Ana Júlia Poersch (*)
Às vezes, nós, adultos, esquecemos as delícias das coisas simples. Numa tarde comum, corrida, repleta de situações a serem resolvidas, olhos para todos os lados, atenta a todas as crianças, eis que sou chamada no momento do recreio: Profe, um bolo de chocolate com cobertura de morangos pra ti! Ah, e mais um cafezinho bem quentinho! Bom apetite, se quiser mais é só me chamar, sou a dona da melhor padaria da cidade. Como resistir a um convite desses? Bolinho e café de faz de conta. Estavam uma delícia e chegaram na hora certa. Comi, chamei a dona da padaria e pedi mais, sem dúvida. E a brincadeira deu o que falar: mais fregueses, novos sabores de bolos, cafés, um nome para a padaria, chapéu de chef de cozinha e tudo mais. Como é bom brincar!

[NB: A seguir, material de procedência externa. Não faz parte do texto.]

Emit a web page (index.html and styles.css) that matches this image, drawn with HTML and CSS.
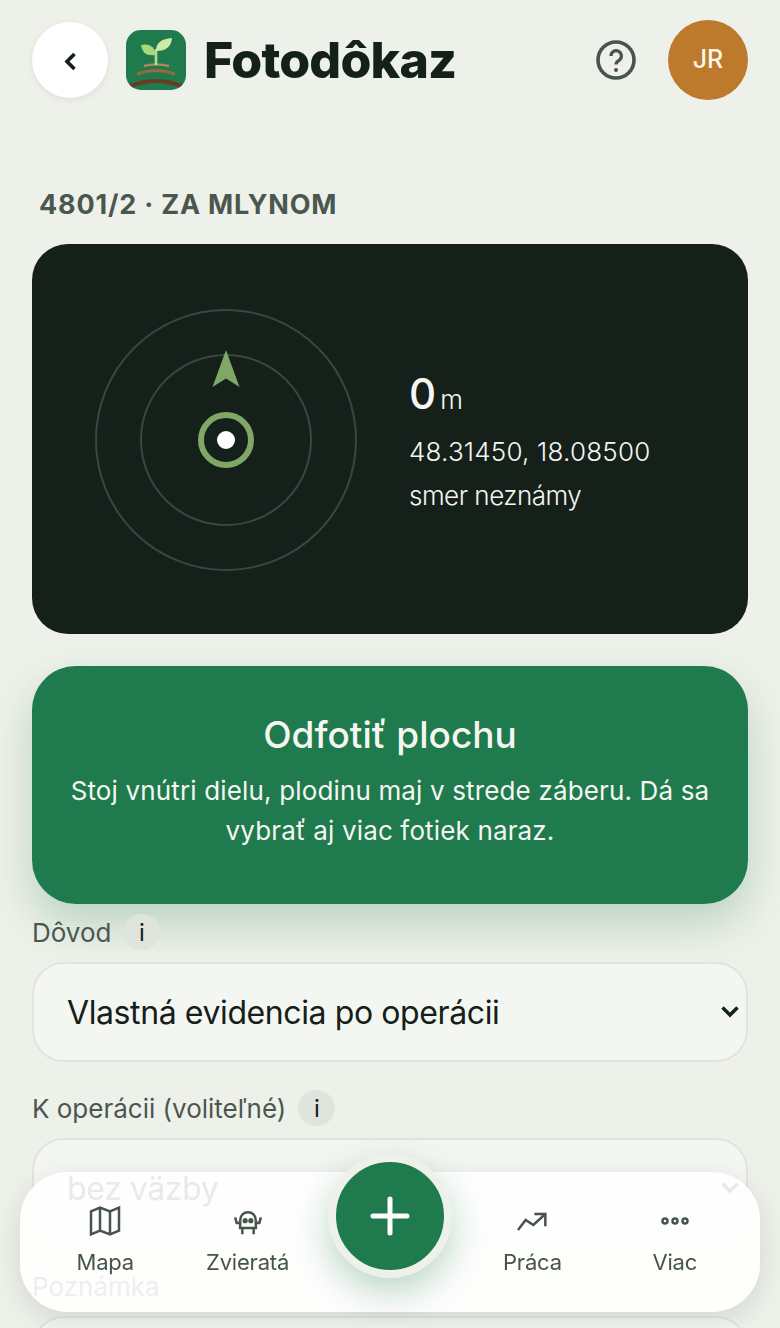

Através do jogo simbólico, também conhecido como brincadeira de faz de conta, a criança pode imaginar, criar, imitar, assumir diferentes papéis e experimentar situações distintas. Pode encurtar tempos ou estendê-los, bem como atribuir diferentes significados aos objetos que manipula. Areia que se transforma em chocolate ou pó mágico. Corda que se transforma em coleira de cachorro ou cobra venenosa. É no período dos 2 aos 5 anos de idade que, geralmente, as crianças entram nessa fase dos jogos simbólicos. Fase em que as brincadeiras de médico, casinha, heróis e outros personagens favoritos se fazem presentes.
Enquanto a criança brinca de faz de conta, ela exercita e desenvolve diversas capacidades e habilidades: cognitivas, sociais, motoras e emocionais. Ao inventar uma brincadeira, a criança exercita a sua criatividade, planeja situações e organiza espaços. Ao mesmo tempo, desenvolve sua autonomia, busca objetos necessários e esquematiza cenas. Além disso, os jogos simbólicos desempenham um papel importante no que se refere à socialização, pois possuem uma característica integradora, quando se faz necessário incluir mais personagens à brincadeira, como por exemplo, um médico que precisa de pacientes. Essas situações contribuem para que as crianças aprendam a compartilhar, combinar papéis e atuações, assim como exercitem a capacidade de resolver pequenos problemas, quando duas crianças querem desempenhar um mesmo papel, por exemplo.
A brincadeira de faz de conta também estimula o desenvolvimento da linguagem. Imaginando e criando, as crianças se comunicam, inventam e contam histórias, conversam com personagens e são estimuladas a expressarem suas vontades frente ao grupo envolvido. O conteúdo, as expressões, a linguagem dessas situações imaginárias provém do mundo social, da “bagagem” de experiências já vividas pelas crianças. Mesmo que ainda não possuam um vocabulário muito amplo, podem exercitar a capacidade de comunicação imitando a forma como os adultos e outras
crianças falam, reproduzindo expressões e até mesmo entonações de voz.
O jogo simbólico, que se caracteriza ainda pela combinação entre o mundo real e o imaginário, permite que a criança se aproxime, viva e enfrente alguns medos de forma diferente e criativa. Criar situações imaginárias com a presença de conteúdos mais difíceis de lidar no mundo real é uma forma da criança poder viver a realidade e enfrentar alguns desafios, possivelmente de maneira mais amena. No mundo da fantasia também há a possibilidade de inverter papéis, ou seja, a criança que tem medo de dentista, por exemplo, tem a chance de viver essa experiência no papel oposto e, através das dramatizações, pode se tornar mais preparada para encarar experiências reais no futuro.
Enfim, o jogo simbólico é uma atividade especialmente enriquecedora para o desenvolvimento infantil. Cabe a nós, adultos, valorizarmos esta e outras tantas formas de brincar, disponibilizando materiais que incentivem a imaginação, garantindo tempo para que os pequenos possam criar, explorar e elaborar suas ideias e, sobretudo, disponibilizando nossa subjetividade e nosso olhar: aceitando esse convite o nosso brincar resgata a imaginação, o lúdico que habita nosso adulto. O pedido é das crianças, o presente é nosso.
(*) Professora da educação infantil da Projeto, atualmente com turma do Grupo 5.